II. MOLTO VIVACE. Voici le mouvement rapide du quatuor, de forme traditionnelle : Scherzo/Trio/Scherzo. Le Scherzo s’apparente Ă  un furiant, cette danse populaire tchĂšque que rendent pittoresque ses dĂ©placements d’accents rythmiques. En Fa mineur, un motif rythmique espiĂšgle s’impose d’entrĂ©e de jeu – sa terminaison brutale (0’06, 0’15) devient elle-mĂȘme une thĂ©matique (0’18, 0’31). Dans une Ă©criture foisonnante et bruissante de mille dĂ©tails extraordinairement agencĂ©s, c’est un esprit populaire qui domine, transcendĂ© cependant par une Ă©blouissante maĂźtrise technique – rythmique en particulier. La derniĂšre section du Scherzo reprend son motif principal (1’17). Dans le Trio, plus calme par nature, et situĂ© dans le ton voisin de RĂ© b majeur, DvorĂĄk emprunte Ă  son opĂ©ra JakobĂ­n la berceuse « Ce doux sourire d’enfant ». La mĂ©lodie chaleureuse, soutenue tout au long de la section par de frĂ©missants accords, ne laisse rien filtrer de son origine dramatique. Elle dialogue d’abord avec le violoncelle (1’43), module (2’49), puis se trouve mĂȘme traitĂ©e en canon (3’31). AprĂšs un quasi duo d’amour entre les deux violons, (3’45), une section plus calme (4’27) amĂšne la fin du Trio, qui sonne le retour du Scherzo par le rappel de son motif principal (4’45). Le second Ă©noncĂ© du Scherzo sera identique au premier, simplement grevĂ© de ses barres de reprises.
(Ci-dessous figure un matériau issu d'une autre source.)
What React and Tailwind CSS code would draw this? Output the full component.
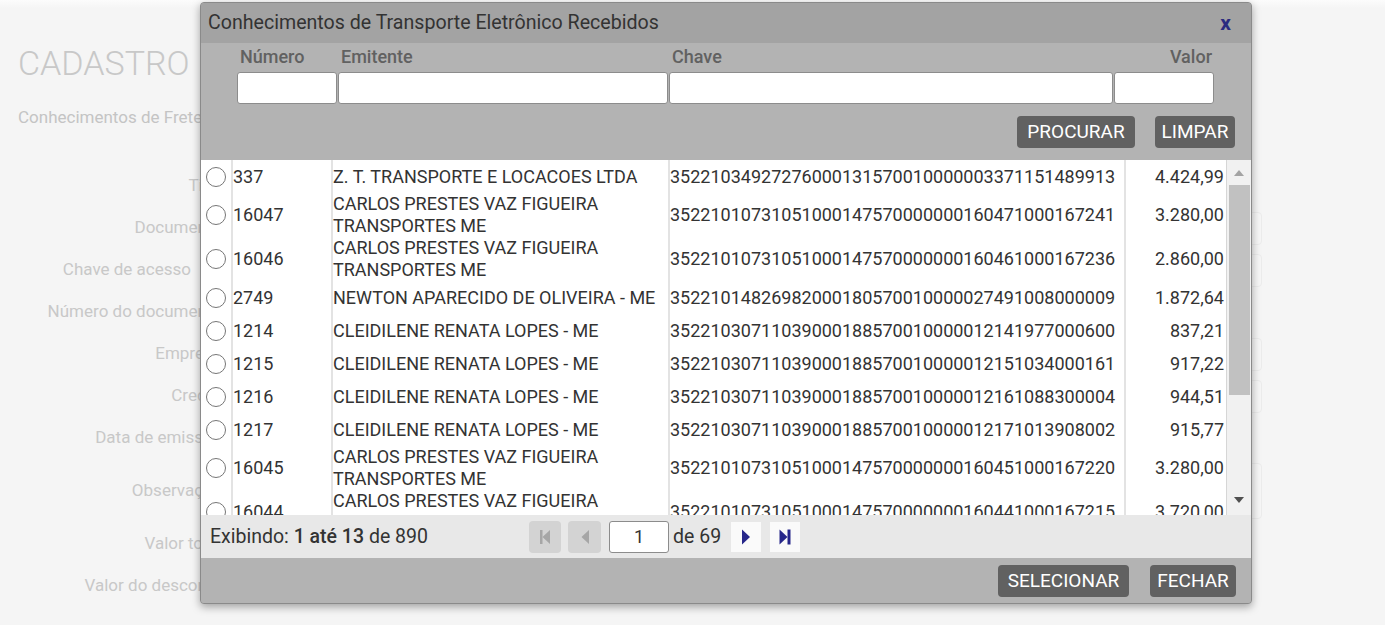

III. LENTO E MOLTO CANTABILE. En vĂ©ritĂ©, ce mouvement de forme « Lied » (ABA) est davantage fervent et lyrique que vĂ©ritablement calme. TrĂšs classique dans l’agencement de ses phrases, il est cependant menĂ© d’une maniĂšre trĂšs romantique par la gradation efficace de ses Ă©panchements. Un premier thĂšme est donnĂ©, tendre et ample, dĂ©jĂ  enrichi d’une ligne supplĂ©mentaire lors de sa reprise (0’43). Plus tendre encore, un deuxiĂšme thĂšme subit le mĂȘme sort, d’abord donnĂ© distinctement au premier violon (1’26), puis magnifiĂ© par l’ajout d’une nouvelle voix et d’ornements divers lors de sa deuxiĂšme exposition (2’28). On le voit, le procĂ©dĂ© consiste Ă  exacerber l’expressivitĂ© au moyen de rĂ©pĂ©titions et de variations. Dans la partie centrale, plus tĂ©nĂ©breuse, un ostinato du violoncelle (3’49) soutient une inflexion angoissĂ©e aux violons et alto ; l’écriture s’inverse, l’ostinato passant Ă  l’aigu (4’29). EmportĂ© par le chromatisme, le discours se fait plus ardent (4’55), puis s’apaise rapidement. Le retour de la premiĂšre section est au dĂ©but marquĂ© par la prĂ©sence de pizzicati (5’28), mais surtout par les bruissements du second violon. Le dĂ©roulement est sensiblement diffĂ©rent de la premiĂšre prĂ©sentation : un passage en est absent, mais surtout, la richesse de l’ornementation fait atteindre au discours des sommets d’effusion. Une coda (7’38) fait rĂ©apparaĂźtre le motif angoissĂ© de la section centrale, comme un mauvais souvenir qu’efface finalement la sereine progression dans l’aigu du premier violon.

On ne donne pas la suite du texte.